Energy infrastructure vulnerability exposed

The International Energy Agency reported global oil supply plummeted by 10.1 million barrels per day to 97 mb/d in March 2026, with OPEC+ production falling 9.4 mb/d month-over-month to 42.4 mb/d. Brent crude surged 65% by end-March, recording the highest monthly rise ever, with physical markets reaching near $150 per barrel versus futures pricing. Goldman Sachs estimates the combined impact of Strait closure and infrastructure attacks reduced global daily production by 14.5 million barrels.

Shipping costs rose up to 30%, while insurance premiums for vessels in Gulf waters doubled or tripled as of March, per industry reports. Political risk insurance for maritime trade reached $20 billion in reinsurance facility capacity as announced by the US Development Finance Corporation on March 3. The Dallas Federal Reserve quantified global GDP impact scenarios ranging from -0.2% for a one-quarter disruption to -1.3% for a three-quarter closure.

Key vulnerabilities identified
  • 20% of global oil flows depend on a single maritime chokepoint with no viable alternative routing for GCC exports
  • Qatar’s LNG dominance (20% of global trade) proved instantly reversible through force majeure declarations
  • Tourism and aviation sectors collapsed within two weeks despite representing core Vision 2030 diversification pillars
  • Foreign investor confidence proved more fragile than anticipated, with capital flight accelerating despite oil revenue windfalls
  • Regional coordination fractured as UAE exited OPEC and diverged from Saudi Yemen strategy

Regional growth forecasts collapse

World Bank forecasts show GCC regional growth slowing to 1.3% in 2026, down sharply from 4.4% the previous year. The UAE’s OPEC exit on May 1, citing quota restrictions and geopolitical tensions with Saudi Arabia, signals deeper fractures in regional economic coordination at precisely the moment collective action is most needed. Bahrain required an AED 20 billion ($5.4 billion) currency swap from the UAE on April 8 to support its currency amid the Strait crisis and drone attacks.

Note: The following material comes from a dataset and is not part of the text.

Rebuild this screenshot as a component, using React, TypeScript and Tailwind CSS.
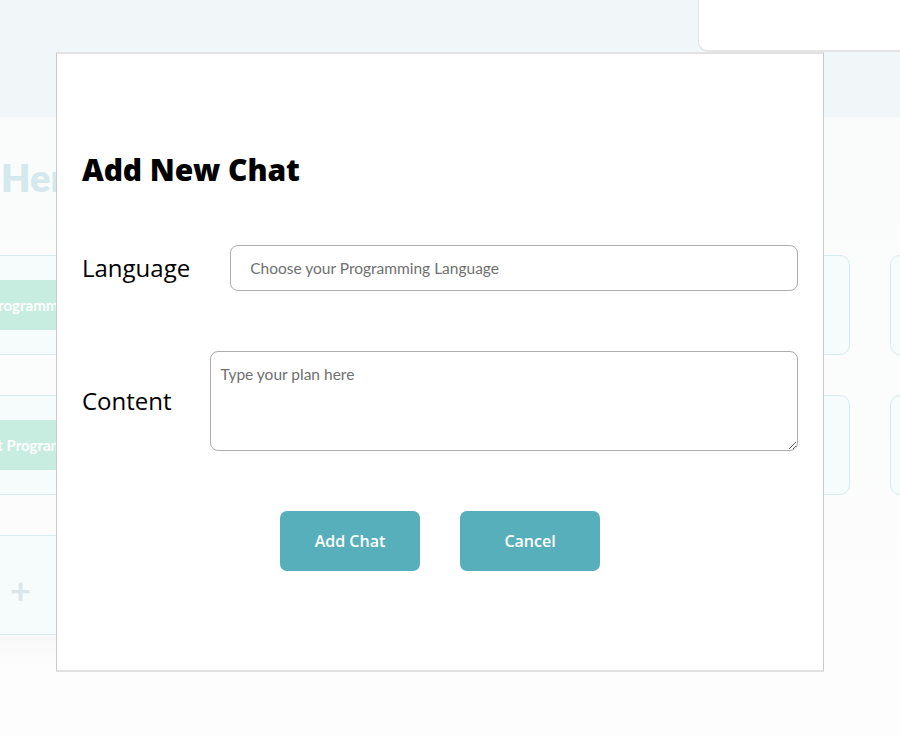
import React from "react";

function BgCard({ children, className = "" }: { children?: React.ReactNode; className?: string }) {
  return (
    <div className={"w-[270px] h-[100px] shrink-0 rounded-[10px] border border-[#d6ecf0] bg-[#f6fbfc] " + className}>
      {children}
    </div>
  );
}

export default function App() {
  return (
    <div className="relative w-[900px] h-[735px] overflow-hidden bg-[#fdfdfd] font-['Lato',sans-serif]">
      {/* background page */}
      <div className="h-[117px] bg-[#f1f7f9] flex justify-end items-start">
        <div className="w-[202px] h-[52px] bg-white rounded-bl-[10px] border-l border-b-2 border-[#e4e4e4]" />
      </div>
      <div className="bg-gradient-to-b from-[#fafbfb] to-[#fdfdfd]">
        <div className="pt-[38px] h-[138px] text-[38px] leading-[44px] font-extrabold text-[#d4e9ed] pl-[1px]">
          Here
        </div>
        <div className="flex flex-col gap-[40px] ml-[-40px]">
          <div className="flex gap-[40px]">
            <BgCard className="pt-[24px]">
              <div className="ml-[-2px] w-[150px] h-[50px] bg-[#c6ede0] text-white font-bold text-[15px] leading-[50px] pl-[30px]">
                Programming
              </div>
            </BgCard>
            <BgCard />
            <BgCard />
            <BgCard />
          </div>
          <div className="flex gap-[40px]">
            <BgCard className="pt-[24px]">
              <div className="ml-[-2px] w-[190px] h-[50px] bg-[#c6ede0] text-white font-bold text-[15px] leading-[50px] pl-[5px] whitespace-nowrap">
                Script Programming
              </div>
            </BgCard>
            <BgCard />
            <BgCard />
            <BgCard />
          </div>
          <div className="flex gap-[40px]">
            <BgCard className="flex items-center shadow-[0_16px_24px_rgba(0,0,0,0.025)]">
              <span className="ml-[49px] mt-[10px] text-[#dbe6ea] text-[36px] font-bold leading-none">+</span>
            </BgCard>
          </div>
        </div>
      </div>

      {/* modal */}
      <div className="absolute left-[56px] top-[52px] w-[768px] h-[620px] bg-white border border-[#cbcbcb] border-t-2 border-t-[#e2e2e2] border-b-2 border-b-[#e0e0e0] px-[25px] font-['Open_Sans',sans-serif]">
        <h2 className="mt-[96px] text-[30px] leading-[40px] font-extrabold text-black tracking-[-0.1px]">
          Add New Chat
        </h2>
        <div className="mt-[55px] flex items-center gap-[40px]">
          <label className="text-[24px] text-black">Language</label>
          <input
            className="flex-1 h-[46px] rounded-[8px] border border-[#adadad] px-[19px] text-[15.5px] font-['Lato',sans-serif] placeholder:text-[#707070] outline-none"
            placeholder="Choose your Programming Language"
          />
        </div>
        <div className="mt-[60px] flex items-center gap-[38px]">
          <label className="text-[24px] text-black">Content</label>
          <textarea
            className="flex-1 h-[100px] rounded-[8px] border border-[#adadad] px-[10px] py-[11px] text-[15.5px] font-['Lato',sans-serif] placeholder:text-[#707070] outline-none resize-y"
            placeholder="Type your plan here"
          />
        </div>
        <div className="mt-[60px] flex justify-center gap-[40px]">
          <button className="w-[140px] h-[60px] rounded-[7px] bg-[#57afbb] text-white text-[16px] font-semibold">
            Add Chat
          </button>
          <button className="w-[140px] h-[60px] rounded-[7px] bg-[#57afbb] text-white text-[16px] font-semibold">
            Cancel
          </button>
        </div>
      </div>
    </div>
  );
}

“A longer war with Iran risks disrupting energy flows, unsettling investors, and eroding the Gulf’s reputation for security and stability,” according to TIME. The damage extends beyond immediate disruption—political risk premiums have repriced permanently higher, insurance costs have structurally increased, and the narrative of Gulf stability that underpinned foreign investment has been fundamentally challenged.

GCC economic model: before and after
Metric Pre-war trajectory Post-escalation reality
FDI positioning Top 10 global destinations Net outflows in UAE/Kuwait
Regional GDP growth 4.4% (2025) 1.3% forecast (2026)
Strait traffic 3,000 vessels/month 191 vessels (April 2026)
Tourism outlook Core diversification pillar $32B in losses, 45% booking collapse
SWF deployment $119B invested (2025) $200B loss offset reviews

What to watch

The path to recovery depends on three critical variables: Strait reopening durability, Vision 2030 project triage decisions, and sovereign wealth fund capital allocation signals. World Bank expects Brent to average $86 per barrel in 2026 before dropping to $70 in 2027, assuming disruptions ease by May—but conflict persistence beyond that timeline would trigger the higher-end GDP loss scenarios approaching $3.5 trillion.

Monitor whether Saudi Arabia prioritises fiscal consolidation over mega-project continuation. NEOM’s scaling decisions and PIF redeployment will signal whether the kingdom can absorb decade-long recovery costs while maintaining Vision 2030 credibility.